-------- DATASET EXCERPT --------

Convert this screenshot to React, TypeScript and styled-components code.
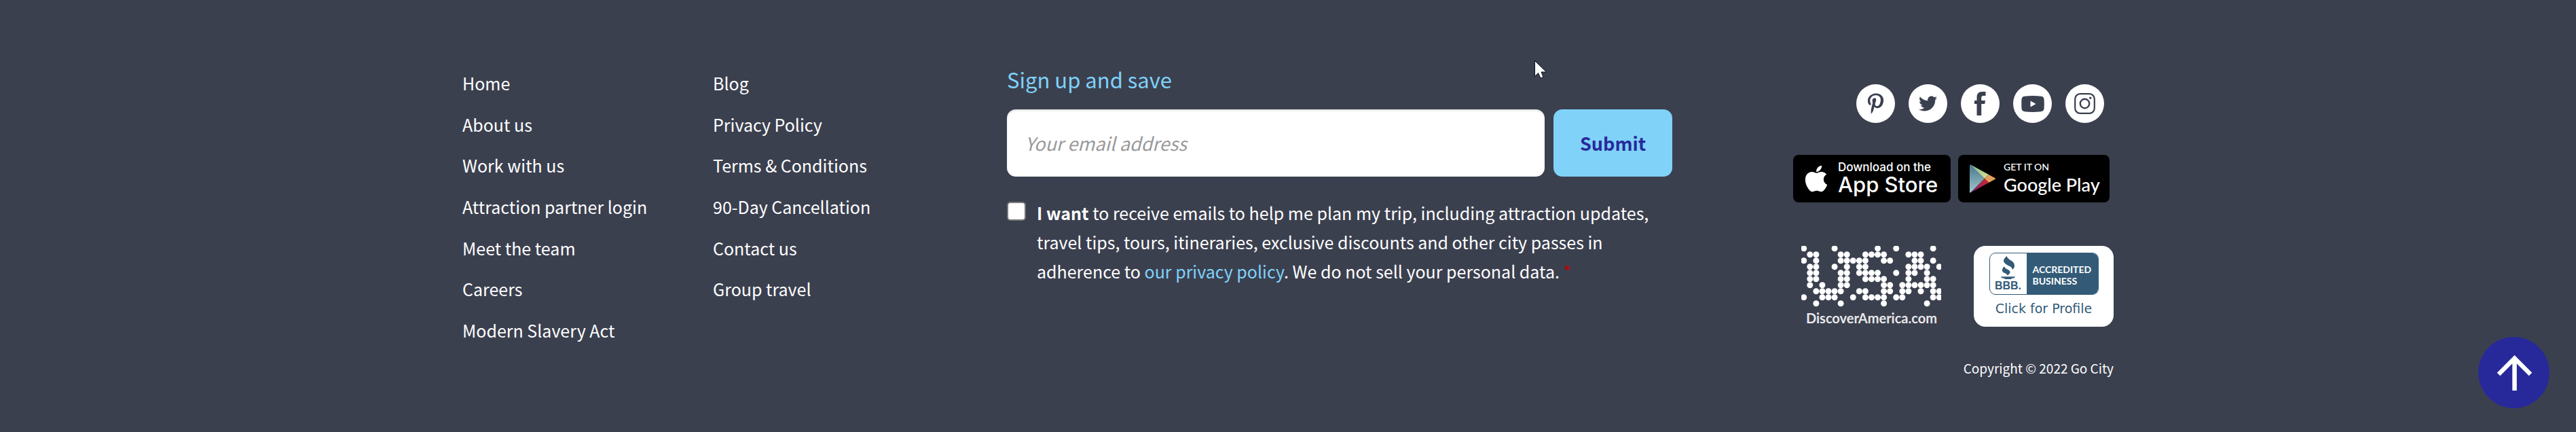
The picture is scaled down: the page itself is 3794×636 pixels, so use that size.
import React from "react";
import styled, { createGlobalStyle } from "styled-components";
import { FaPinterestP, FaTwitter, FaApple } from "react-icons/fa";

const colors = {
  slate: "#3b404f",
  sky: "#80d2f9",
  navy: "#27299a",
  bbb: "#335b78",
};

const GlobalStyle = createGlobalStyle`
  * { box-sizing: border-box; }
  body {
    margin: 0;
    background: ${colors.slate};
    color: #fff;
    font-family: "Noto Sans CJK SC", "Noto Sans", sans-serif;
    font-size: 25px;
  }
  a { color: inherit; text-decoration: none; }
  input, button { font-family: inherit; }
`;

const Footer = styled.footer`
  min-height: 100vh;
  padding: 92px 24px 80px;
`;

const Container = styled.div`
  display: grid;
  grid-template-columns: 802fr 980fr 650fr;
  align-items: start;
  max-width: 2432px;
  margin: 0 auto;
`;

const LinkGrid = styled.ul`
  display: grid;
  grid-auto-flow: column;
  grid-template-rows: repeat(7, 1fr);
  grid-template-columns: 369fr 433fr;
  align-items: center;
  min-height: 424px;
  margin: 0;
  padding: 0;
  list-style: none;
`;

const LinkItem = styled.li<{ $column: number; $row: number }>`
  grid-column: ${(p) => p.$column};
  grid-row: ${(p) => p.$row};
`;

const Title = styled.h2`
  margin: 0 0 19px;
  color: ${colors.sky};
  font-size: 31px;
  font-weight: 400;
  line-height: 50px;
`;

const EmailRow = styled.div`
  display: flex;
  gap: 13px;
  height: 99px;
`;

const EmailInput = styled.input`
  flex: 1;
  min-width: 0;
  padding: 0 27px;
  border: 0;
  border-radius: 13px;
  background: #fff;
  box-shadow: inset 0 2px 3px rgba(0, 0, 0, 0.12);
  font-size: 27px;
  &::placeholder { color: #999; font-style: italic; opacity: 1; }
`;

const SubmitButton = styled.button`
  width: 175px;
  border: 0;
  border-radius: 13px;
  background: ${colors.sky};
  color: ${colors.navy};
  font-size: 27px;
  font-weight: 700;
`;

const Consent = styled.div`
  display: flex;
  align-items: flex-start;
  gap: 16px;
  margin-top: 32px;
`;

const Checkbox = styled.input`
  flex: none;
  width: 28px;
  height: 28px;
  margin: 5px 0 0;
  appearance: none;
  border: 2px solid #767676;
  border-radius: 5px;
  background: #fff;
  &:checked { background: ${colors.navy}; }
`;

const ConsentText = styled.label`
  line-height: 43px;
`;

const PolicyLink = styled.a`
  color: ${colors.sky};
`;

const Required = styled.span`
  color: #c00000;
`;

const Aside = styled.div`
  display: flex;
  flex-direction: column;
  align-items: flex-end;
  padding-top: 32px;
`;

const SocialRow = styled.nav`
  display: flex;
  gap: 20px;
  margin: 0 14px 47px 0;
`;

const SocialLink = styled.a`
  display: grid;
  place-items: center;
  width: 57px;
  height: 57px;
  border-radius: 50%;
  background: #fff;
  color: ${colors.slate};
`;

const StoreRow = styled.div`
  display: flex;
  gap: 11px;
  margin: 0 6px 64px 0;
`;

const StoreBadge = styled.a<{ $width: number; $inset: number; $gap: number }>`
  display: flex;
  align-items: center;
  gap: ${(p) => p.$gap}px;
  width: ${(p) => p.$width}px;
  height: 70px;
  padding-left: ${(p) => p.$inset}px;
  border-radius: 8px;
  background: #000;
  white-space: nowrap;
  svg { flex: none; }
`;

const StoreText = styled.span<{ $font: string }>`
  display: flex;
  flex-direction: column;
  font-family: ${(p) => p.$font}, sans-serif;
`;

const StoreSmall = styled.span<{ $size: number }>`
  font-size: ${(p) => p.$size}px;
  font-weight: 500;
  line-height: 18px;
`;

const StoreName = styled.span<{ $size: number; $weight: number }>`
  font-size: ${(p) => p.$size}px;
  font-weight: ${(p) => p.$weight};
  line-height: 34px;
`;

const PartnerRow = styled.div`
  display: flex;
  align-items: flex-start;
  gap: 48px;
  margin-bottom: 47px;
`;

const UsaLink = styled.a`
  display: block;
  width: 206px;
  svg { display: block; }
`;

const UsaCaption = styled.span`
  display: block;
  padding-left: 7px;
  font: 700 20px/24px Lato, sans-serif;
  color: #e8e8ea;
  white-space: nowrap;
`;

const BbbLink = styled.a`
  display: flex;
  flex-direction: column;
  align-items: center;
  width: 206px;
  height: 119px;
  padding-top: 10px;
  border-radius: 17px;
  background: #fff;
  color: ${colors.bbb};
`;

const BbbSeal = styled.span`
  display: flex;
  width: 161px;
  height: 62px;
  border: 1px solid ${colors.bbb};
  border-radius: 9px;
  overflow: hidden;
`;

const BbbMark = styled.span`
  display: flex;
  flex-direction: column;
  align-items: center;
  width: 54px;
  padding-top: 4px;
  font: 700 16px/16px "Liberation Sans", sans-serif;
`;

const BbbStatus = styled.span`
  flex: 1;
  padding: 15px 0 0 9px;
  background: ${colors.bbb};
  color: #fff;
  font: 700 14px/17px Lato, sans-serif;
`;

const BbbAction = styled.span`
  margin-top: 8px;
  font: 400 19px/24px "DejaVu Sans", sans-serif;
  white-space: nowrap;
`;

const Copyright = styled.small`
  font-size: 19px;
  line-height: 28px;
`;

const TopButton = styled.button`
  position: fixed;
  right: 39px;
  bottom: 35px;
  display: grid;
  place-items: center;
  width: 105px;
  height: 105px;
  padding: 0;
  border: 0;
  border-radius: 50%;
  background: ${colors.navy};
`;

const Pointer = styled.svg`
  position: absolute;
  top: 88px;
  left: 2260px;
  pointer-events: none;
`;

const linkColumns = [
  ["Home", "About us", "Work with us", "Attraction partner login", "Meet the team", "Careers", "Modern Slavery Act"],
  ["Blog", "Privacy Policy", "Terms & Conditions", "90-Day Cancellation", "Contact us", "Group travel"],
];

const usaDots = [
  [0, 5, 12, 15, 21],
  [1, 2, 6, 7, 10, 11, 12, 13, 17, 18, 19],
  [0, 2, 6, 7, 8, 9, 10, 13, 14, 18, 19, 21],
  [1, 2, 5, 7, 9, 10, 17, 18, 19, 20, 22],
  [1, 2, 6, 7, 9, 10, 11, 12, 15, 17, 18, 20],
  [1, 2, 6, 7, 10, 11, 12, 13, 17, 20, 21],
  [1, 3, 6, 7, 13, 14, 16, 17, 18, 19, 20, 21],
  [2, 3, 4, 5, 6, 9, 10, 13, 14, 16, 17, 19, 21, 22],
  [0, 3, 4, 5, 8, 10, 11, 12, 13, 15, 16, 21, 22],
  [2, 6, 13, 20],
];

const FacebookIcon = () => (
  <svg width="17" height="35" viewBox="0 0 17 35" fill="currentColor" aria-hidden="true">
    <path d="M3.5 35V18H0v-5h3.500V8.500C3.500 3 6 0 11.500 0H16.500v6h-3C11 6 10.200 7 10.200 9v4H16l-.8 5h-5v17z" />
  </svg>
);

const YoutubeIcon = () => (
  <svg width="34" height="24" viewBox="0 0 34 24" aria-hidden="true">
    <path
      fill="currentColor"
      d="M5 .8Q17-.6 29 .8 33 1 33.500 5 34 12 33.500 19 33 23 29 23.200 17 24.600 5 23.200 1 23 .5 19 0 12 .5 5 1 1 5 .8z"
    />
    <path fill="#fff" d="M13.500 7.500v9l8-4.500z" />
  </svg>
);

const InstagramIcon = () => (
  <svg width="31" height="31" viewBox="0 0 31 31" fill="none" stroke="currentColor" aria-hidden="true">
    <rect x="1.200" y="1.200" width="28.600" height="28.600" rx="7.500" strokeWidth="2.200" />
    <circle cx="15.500" cy="15.500" r="6.700" strokeWidth="2.400" />
    <circle cx="23.700" cy="7.300" r="1.700" fill="currentColor" stroke="none" />
  </svg>
);

const PlayIcon = () => (
  <svg width="38" height="42" viewBox="0 0 38 42" aria-hidden="true">
    <defs>
      <linearGradient id="playBlue" x1="0" y1="0" x2="0" y2="1">
        <stop offset="0" stopColor="#4a7590" />
        <stop offset="1" stopColor="#9cc9c9" />
      </linearGradient>
      <linearGradient id="playGreen" x1="0" y1="0" x2="1" y2="1">
        <stop offset="0" stopColor="#7fc0a0" />
        <stop offset="1" stopColor="#dbe08a" />
      </linearGradient>
      <linearGradient id="playRed" x1="1" y1="0" x2="0" y2="1">
        <stop offset="0" stopColor="#d2222c" />
        <stop offset="1" stopColor="#7c2a7a" />
      </linearGradient>
    </defs>
    <path fill="url(#playBlue)" d="M0 1.500Q0 0 1.500.5L22 21 1.500 41.500Q0 42 0 40.500z" />
    <path fill="url(#playGreen)" d="M1 .3L28 15l-6 6z" />
    <path fill="#e3a05c" d="M28 15l9.500 5.300q.8.700 0 1.400L28 27l-6-6z" />
    <path fill="url(#playRed)" d="M22 21l6 6L1 41.700z" />
  </svg>
);

const TorchIcon = () => (
  <svg width="23" height="36" viewBox="0 0 24 38" fill="currentColor" aria-hidden="true">
    <path d="M10 0q1 4 7 7 5 3 5 8 0 4-3 6-1-4-6-6-7-3-8-7 0-4 5-8z" />
    <path d="M6 16q1 3 6 5 4 2 3 5-1 2-4 4-1-3-5-4-4-2-3-5 0-3 3-5z" />
    <path d="M1 32h22l-1 2q-5 0-5 2H7q0-2-5-2z" />
  </svg>
);

const socials = [
  { label: "Pinterest", icon: <FaPinterestP size={31} /> },
  { label: "Twitter", icon: <FaTwitter size={27} /> },
  { label: "Facebook", icon: <FacebookIcon /> },
  { label: "YouTube", icon: <YoutubeIcon /> },
  { label: "Instagram", icon: <InstagramIcon /> },
];

export default function App() {
  return (
    <>
      <GlobalStyle />
      <Footer>
        <Container>
          <nav aria-label="Footer">
            <LinkGrid>
              {linkColumns.map((column, c) =>
                column.map((text, r) => (
                  <LinkItem key={text} $column={c + 1} $row={r + 1}>
                    <a href="#">{text}</a>
                  </LinkItem>
                ))
              )}
            </LinkGrid>
          </nav>

          <form onSubmit={(e) => e.preventDefault()}>
            <Title>Sign up and save</Title>
            <EmailRow>
              <EmailInput type="email" placeholder="Your email address" aria-label="Your email address" />
              <SubmitButton type="submit">Submit</SubmitButton>
            </EmailRow>
            <Consent>
              <Checkbox type="checkbox" id="consent" />
              <ConsentText htmlFor="consent">
                <b>I want</b> to receive emails to help me plan my trip, including attraction updates, travel tips,
                tours, itineraries, exclusive discounts and other city passes in adherence to{" "}
                <PolicyLink href="#">our privacy policy</PolicyLink>. We do not sell your personal data.
                <Required> *</Required>
              </ConsentText>
            </Consent>
          </form>

          <Aside>
            <SocialRow aria-label="Social media">
              {socials.map((s) => (
                <SocialLink key={s.label} href="#" aria-label={s.label}>
                  {s.icon}
                </SocialLink>
              ))}
            </SocialRow>
            <StoreRow>
              <StoreBadge href="#" $width={232} $inset={12} $gap={10}>
                <FaApple size={44} />
                <StoreText $font="Inter">
                  <StoreSmall $size={17}>Download on the</StoreSmall>
                  <StoreName $size={31} $weight={500}>App Store</StoreName>
                </StoreText>
              </StoreBadge>
              <StoreBadge href="#" $width={223} $inset={17} $gap={12}>
                <PlayIcon />
                <StoreText $font="Lato">
                  <StoreSmall $size={14}>GET IT ON</StoreSmall>
                  <StoreName $size={27} $weight={500}>Google Play</StoreName>
                </StoreText>
              </StoreBadge>
            </StoreRow>
            <PartnerRow>
              <UsaLink href="#">
                <svg width="206" height="94" viewBox="0 0 206 94" fill="#fff" aria-hidden="true">
                  {usaDots.map((cols, row) =>
                    cols.map((col) => <circle key={`${row}-${col}`} cx={3.7 + col * 9.07} cy={3.7 + row * 9} r="4.500" />)
                  )}
                </svg>
                <UsaCaption>DiscoverAmerica.com</UsaCaption>
              </UsaLink>
              <BbbLink href="#">
                <BbbSeal>
                  <BbbMark>
                    <TorchIcon />
                    BBB.
                  </BbbMark>
                  <BbbStatus>ACCREDITED BUSINESS</BbbStatus>
                </BbbSeal>
                <BbbAction>Click for Profile</BbbAction>
              </BbbLink>
            </PartnerRow>
            <Copyright>Copyright © 2022 Go City</Copyright>
          </Aside>
        </Container>
      </Footer>
      <TopButton type="button" aria-label="Back to top">
        <svg width="52" height="52" viewBox="0 0 52 52" fill="none" stroke="#fff" strokeWidth="6.500" aria-hidden="true">
          <path d="M26.500 52V5M3 28L26.500 4.500 50 28" />
        </svg>
      </TopButton>
      <Pointer width="20" height="28" viewBox="0 0 20 28" aria-hidden="true">
        <path d="M.5 1.500v23l5-5 3.500 7.500 4-1.500-3-7.500h7.500z" fill="#fff" stroke="#0b0f20" />
      </Pointer>
    </>
  );
}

--------

WHAT IS EXPECTED: What do the lines above say from the one containing "The picture is" down to the one containing "FaPinterestP, FaTwitter, FaApple"? Return them exactly, both end lines included, and only them.

PROBLEM SOLUTION:
The picture is scaled down: the page itself is 3794×636 pixels, so use that size.
import React from "react";
import styled, { createGlobalStyle } from "styled-components";
import { FaPinterestP, FaTwitter, FaApple } from "react-icons/fa";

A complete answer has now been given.